Open mattooca opened 5 years ago

mattooca commented 5 years ago

I'm trying to process the ENDF/B-VIII.0 tsl-HinH20 evaluation using THERMR and GROUPR (want to compare with FUDGE results). Just using 300 K data for now. THERMR finished in about a minute, but GROUPR ran for about 18 hours before I killed it. Is that expected? This is the first time I've tried to generate transfer matrices from TNSL files.

Some details:

BTW, both iform=0 and iform=1 work again in THERMR, thanks for fixing that! Interesting to note that the MT=221 cross section changes a bit (generally in the 3rd significant digit or lower) depending on which iform is used.

Cheers, Caleb

whaeck commented 5 years ago

Oh goodie. Another GROUPR issue :-(

I'll have a look as soon as I can.

mattooca commented 5 years ago

Oops, looks like user error was partly responsible. I passed in the original file 7 (tsl-HinH2O.endf) as the 'nendf' tape and used the TNSL MAT (1) for matb. I just tried using the 'normal' neutron evaluation (n-001_H_001.endf) for nendf and MAT 125 for matb, and was able to finish processing.

With my original input file, seems like errorr should have detected that the requested MAT was missing from the pendf tape and aborted with an error message. Instead it got stuck in a loop somewhere.

whaeck commented 5 years ago

Sorry for replying so late on this. Having seen that it was an actual input error, I neglected checking why you go into a loop. I have tried the input and I indeed go into an infinite loop.

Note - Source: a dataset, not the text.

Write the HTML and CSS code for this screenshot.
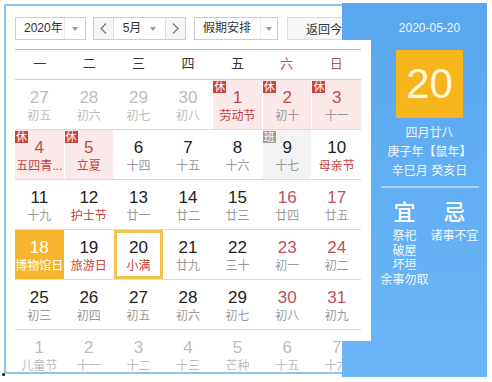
FILE: index.html
```html
<!DOCTYPE html>
<html lang="zh-CN">
<head>
    <meta charset="UTF-8">
    <title>万年历</title>
    <link rel="stylesheet" href="styles.css">
</head>
<body>
    <div class="widget">
        <div class="toolbar">
            <div class="select year">
                <span class="sel-text">2020年</span>
                <span class="sel-arrow"></span>
            </div>
            <div class="month">
                <span class="step step-prev">
                    <svg width="7" height="11" viewBox="0 0 7 11"><polyline points="6,0.5 1,5.5 6,10.5"/></svg>
                </span>
                <div class="month-sel">
                    <span class="sel-text">5月</span>
                    <span class="sel-arrow"></span>
                </div>
                <span class="step step-next">
                    <svg width="7" height="11" viewBox="0 0 7 11"><polyline points="1,0.5 6,5.5 1,10.5"/></svg>
                </span>
            </div>
            <div class="select holiday">
                <span class="sel-text">假期安排</span>
                <span class="sel-arrow"></span>
            </div>
            <button class="today-btn">返回今天</button>
        </div>

        <div class="grid">
            <div class="weekdays">
                <div>一</div><div>二</div><div>三</div><div>四</div><div>五</div>
                <div class="wkend">六</div><div class="wkend">日</div>
            </div>

            <div class="week">
                <div class="day other"><div class="num">27</div><div class="lunar">初五</div></div>
                <div class="day other"><div class="num">28</div><div class="lunar">初六</div></div>
                <div class="day other"><div class="num">29</div><div class="lunar">初七</div></div>
                <div class="day other"><div class="num">30</div><div class="lunar">初八</div></div>
                <div class="day hol"><span class="tag">休</span><div class="num">1</div><div class="lunar fest">劳动节</div></div>
                <div class="day hol"><span class="tag">休</span><div class="num">2</div><div class="lunar">初十</div></div>
                <div class="day hol"><span class="tag">休</span><div class="num">3</div><div class="lunar">十一</div></div>
            </div>

            <div class="week">
                <div class="day hol"><span class="tag">休</span><div class="num">4</div><div class="lunar fest">五四青...</div></div>
                <div class="day hol"><span class="tag">休</span><div class="num">5</div><div class="lunar fest">立夏</div></div>
                <div class="day"><div class="num">6</div><div class="lunar">十四</div></div>
                <div class="day"><div class="num">7</div><div class="lunar">十五</div></div>
                <div class="day"><div class="num">8</div><div class="lunar">十六</div></div>
                <div class="day work"><span class="tag">班</span><div class="num">9</div><div class="lunar">十七</div></div>
                <div class="day"><div class="num">10</div><div class="lunar fest">母亲节</div></div>
            </div>

            <div class="week">
                <div class="day"><div class="num">11</div><div class="lunar">十九</div></div>
                <div class="day"><div class="num">12</div><div class="lunar fest">护士节</div></div>
                <div class="day"><div class="num">13</div><div class="lunar">廿一</div></div>
                <div class="day"><div class="num">14</div><div class="lunar">廿二</div></div>
                <div class="day"><div class="num">15</div><div class="lunar">廿三</div></div>
                <div class="day wkend"><div class="num">16</div><div class="lunar">廿四</div></div>
                <div class="day wkend"><div class="num">17</div><div class="lunar">廿五</div></div>
            </div>

            <div class="week">
                <div class="day picked"><div class="num">18</div><div class="lunar">博物馆日</div></div>
                <div class="day"><div class="num">19</div><div class="lunar fest">旅游日</div></div>
                <div class="day today"><div class="num">20</div><div class="lunar fest">小满</div></div>
                <div class="day"><div class="num">21</div><div class="lunar">廿九</div></div>
                <div class="day"><div class="num">22</div><div class="lunar">三十</div></div>
                <div class="day wkend"><div class="num">23</div><div class="lunar">初一</div></div>
                <div class="day wkend"><div class="num">24</div><div class="lunar">初二</div></div>
            </div>

            <div class="week">
                <div class="day"><div class="num">25</div><div class="lunar">初三</div></div>
                <div class="day"><div class="num">26</div><div class="lunar">初四</div></div>
                <div class="day"><div class="num">27</div><div class="lunar">初五</div></div>
                <div class="day"><div class="num">28</div><div class="lunar">初六</div></div>
                <div class="day"><div class="num">29</div><div class="lunar">初七</div></div>
                <div class="day wkend"><div class="num">30</div><div class="lunar">初八</div></div>
                <div class="day wkend"><div class="num">31</div><div class="lunar">初九</div></div>
            </div>

            <div class="week">
                <div class="day other"><div class="num">1</div><div class="lunar">儿童节</div></div>
                <div class="day other"><div class="num">2</div><div class="lunar">十一</div></div>
                <div class="day other"><div class="num">3</div><div class="lunar">十二</div></div>
                <div class="day other"><div class="num">4</div><div class="lunar">十三</div></div>
                <div class="day other"><div class="num">5</div><div class="lunar">芒种</div></div>
                <div class="day other"><div class="num">6</div><div class="lunar">十五</div></div>
                <div class="day other"><div class="num">7</div><div class="lunar">十六</div></div>
            </div>
        </div>

        <div class="panel">
            <div class="p-date">2020-05-20</div>
            <div class="p-day">20</div>
            <div class="p-lunar">
                <div>四月廿八</div>
                <div>庚子年【鼠年】</div>
                <div>辛巳月 癸亥日</div>
            </div>
            <div class="p-rule"></div>
            <div class="p-yiji">
                <div class="p-col">
                    <div class="p-head">宜</div>
                    <div>祭祀</div>
                    <div>破屋</div>
                    <div>坏垣</div>
                    <div>余事勿取</div>
                </div>
                <div class="p-col">
                    <div class="p-head">忌</div>
                    <div>诸事不宜</div>
                </div>
            </div>
        </div>
    </div>
</body>
</html>
```

FILE: styles.css
```css
body {
    margin: 0;
    padding: 4px;
    font-family: "Liberation Sans", "Noto Sans CJK SC", sans-serif;
    background: #fff;
    color: #333;
}

.widget {
    position: relative;
    width: 477px;
    height: 366px;
    border: 2px solid #8fc3e7;
}

/* little dark speck at the lower left corner */
.widget::after {
    content: '';
    position: absolute;
    left: -4px;
    bottom: -4px;
    width: 3px;
    height: 3px;
    border-radius: 50%;
    background: #111;
}

/* toolbar */
.toolbar {
    display: flex;
    align-items: center;
    height: 23px;
    padding: 11px 0 0 9px;
    margin-bottom: 9px;
    font-size: 12px;
}

.select {
    display: flex;
    height: 23px;
    box-sizing: border-box;
    border: 1px solid #ccc;
    background: #fff;
    line-height: 21px;
}

.sel-text {
    flex: 1;
    padding-left: 8px;
    color: #333;
    white-space: nowrap;
}

.sel-arrow {
    position: relative;
    width: 20px;
    border-left: 1px solid #ececec;
}

.sel-arrow::after {
    content: '';
    position: absolute;
    left: 50%;
    top: 9px;
    margin-left: -3px;
    border-top: 4px solid #9a9a9a;
    border-left: 3px solid transparent;
    border-right: 3px solid transparent;
}

.year {
    width: 71px;
    margin-right: 7px;
}

.month {
    display: flex;
    width: 93px;
    height: 23px;
    box-sizing: border-box;
    border: 1px solid #ccc;
    margin-right: 8px;
    line-height: 21px;
}

.step {
    display: flex;
    align-items: center;
    justify-content: center;
    width: 19px;
    background: #f6f6f6;
}

.step svg polyline {
    fill: none;
    stroke: #777;
    stroke-width: 1.2;
}

.month-sel {
    display: flex;
    flex: 1;
    border-left: 1px solid #ddd;
    border-right: 1px solid #ddd;
    background: #fff;
}

.month-sel .sel-text {
    padding-left: 9px;
}

.month-sel .sel-arrow {
    width: 24px;
    border-left: none;
}

.holiday {
    width: 84px;
    margin-right: 9px;
}

.holiday .sel-arrow {
    width: 16px;
}

.today-btn {
    width: 90px;
    height: 23px;
    padding: 0 0 0 18px;
    text-align: left;
    border: 1px solid #ddd;
    background: #f8f8f8;
    font-family: inherit;
    font-size: 12px;
    color: #333;
}

/* calendar grid */
.grid {
    width: 346px;
    margin-left: 9px;
}

.weekdays {
    display: grid;
    grid-template-columns: repeat(7, 1fr);
    height: 31px;
    box-sizing: border-box;
    border-top: 1px solid #aebfd0;
    border-bottom: 1px solid #cfcfcf;
    text-align: center;
    font-size: 13px;
    line-height: 27px;
    color: #333;
}

.weekdays .wkend {
    color: #b5535a;
}

.week {
    display: grid;
    grid-template-columns: repeat(7, 1fr);
    column-gap: 1px;
    height: 50px;
    box-sizing: border-box;
    border-bottom: 1px solid #dcdcdc;
}

.week:last-child {
    height: 42px;
    border-bottom: none;
}

.day {
    position: relative;
    padding-top: 8px;
    text-align: center;
    overflow: hidden;
}

.num {
    font-size: 17px;
    line-height: 20px;
    color: #222;
}

.lunar {
    font-size: 12px;
    line-height: 16px;
    color: #9a9a9a;
    white-space: nowrap;
}

.lunar.fest {
    color: #c43d3f;
}

.day.wkend .num {
    color: #c0505a;
}

.day.other .num,
.day.other .lunar {
    color: #bdbdbd;
}

.day.hol {
    background: #fce9e9;
}

.day.hol .num {
    color: #c44b4b;
}

.day.work {
    background: #f3f3f3;
}

.tag {
    position: absolute;
    left: 0;
    top: 1px;
    width: 13px;
    height: 12px;
    font-size: 11px;
    line-height: 12px;
    color: #fff;
    background: #c8443c;
}

.day.work .tag {
    background: #9c9c9c;
}

.day.picked {
    background: #f6b52c;
}

.day.picked .num,
.day.picked .lunar {
    color: #fff;
}

.day.today {
    box-shadow: inset 0 0 0 3px #f1c24c;
}

/* right panel */
.panel {
    position: absolute;
    left: 336px;
    top: -3px;
    z-index: 2;
    display: flex;
    flex-direction: column;
    align-items: center;
    width: 145px;
    height: 374px;
    box-sizing: border-box;
    padding-left: 30px;
    background: linear-gradient(#59a7ee, #6cb6f8);
    color: #fff;
    text-align: center;
    clip-path: polygon(0 0, 100% 0, 100% 100%, 0 100%, 0 338px, 29px 338px, 29px 37px, 0 37px);
}

.p-date {
    margin-top: 15px;
    font-size: 12px;
    line-height: 20px;
    color: #eef6ff;
}

.p-day {
    width: 67px;
    height: 68px;
    margin-top: 12px;
    background: #f6b51b;
    font-size: 42px;
    line-height: 68px;
    color: #fff8dc;
}

.p-lunar {
    margin-top: 6px;
    font-size: 12px;
    line-height: 19px;
    color: #f2f8ff;
}

.p-rule {
    width: 98px;
    height: 2px;
    margin-top: 5px;
    background: rgba(255, 255, 255, 0.45);
}

.p-yiji {
    display: flex;
    margin-top: 12px;
}

.p-col {
    width: 50px;
    font-size: 12px;
    line-height: 14.7px;
    color: #f2f8ff;
    white-space: nowrap;
}

.p-head {
    margin-bottom: 3px;
    font-size: 22px;
    line-height: 26px;
    font-weight: 500;
    color: #fff;
}
```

whaeck commented 5 years ago

This is a fun one, and will probably only happen when the MAT number you are looking for is 1 ;-)

This is what happens:

The first few lines of tape25 look like this:

pendf tape for MAT=   125 evaluation                                 1 0  0    0
 1.001000+3 9.991673-1          2          0          0          0 125 1451    1
 0.000000+0 0.000000+0          0          0          0          6 125 1451    2

We need to find MAT1, MF1, MT451 in groupr (line 471) so we call findf (from endf.f90). When we call this function, the file position is at the end of the first line (or the beginning of the second line if you want). The first thing that happens in findf, is that the function will read a line and determine the current MAT, MF, MT, being MAT125, MF1, MT451 which is not the one we are looking for.

findf then checks how to get to the proper material and assumes that everythong is sorted by MAT number. This happens between lines 1502 and 1507 of endf.f90. The function sees that the desired material (MAT1) is smaller than the one we found (MAT125) so we have to go BACK. This then directs us to label 200 in the findf function were we call skiprz to go back 2 lines to the last line of a hypothetical previous section. skiprz uses backspace to do this. Now, because we are at the beginning of the file, the second call to backspace places us at the beginning of the file. Additional calls to backspace would not change the position in the file any further.

We again read where we are: MAT1, MF0, MT0 because the tape label on the first line says so. And that is the material we need (MAT1) so we now check the MF and MT number but those are not the ones we were looking for so we end up at label 200 again.

And that's where we try to go back 2 lines again, ending up at the beginning of the file once more. This initiates the infinite loop.

whaeck commented 5 years ago

Branch #127 contains a fix for this issue as well.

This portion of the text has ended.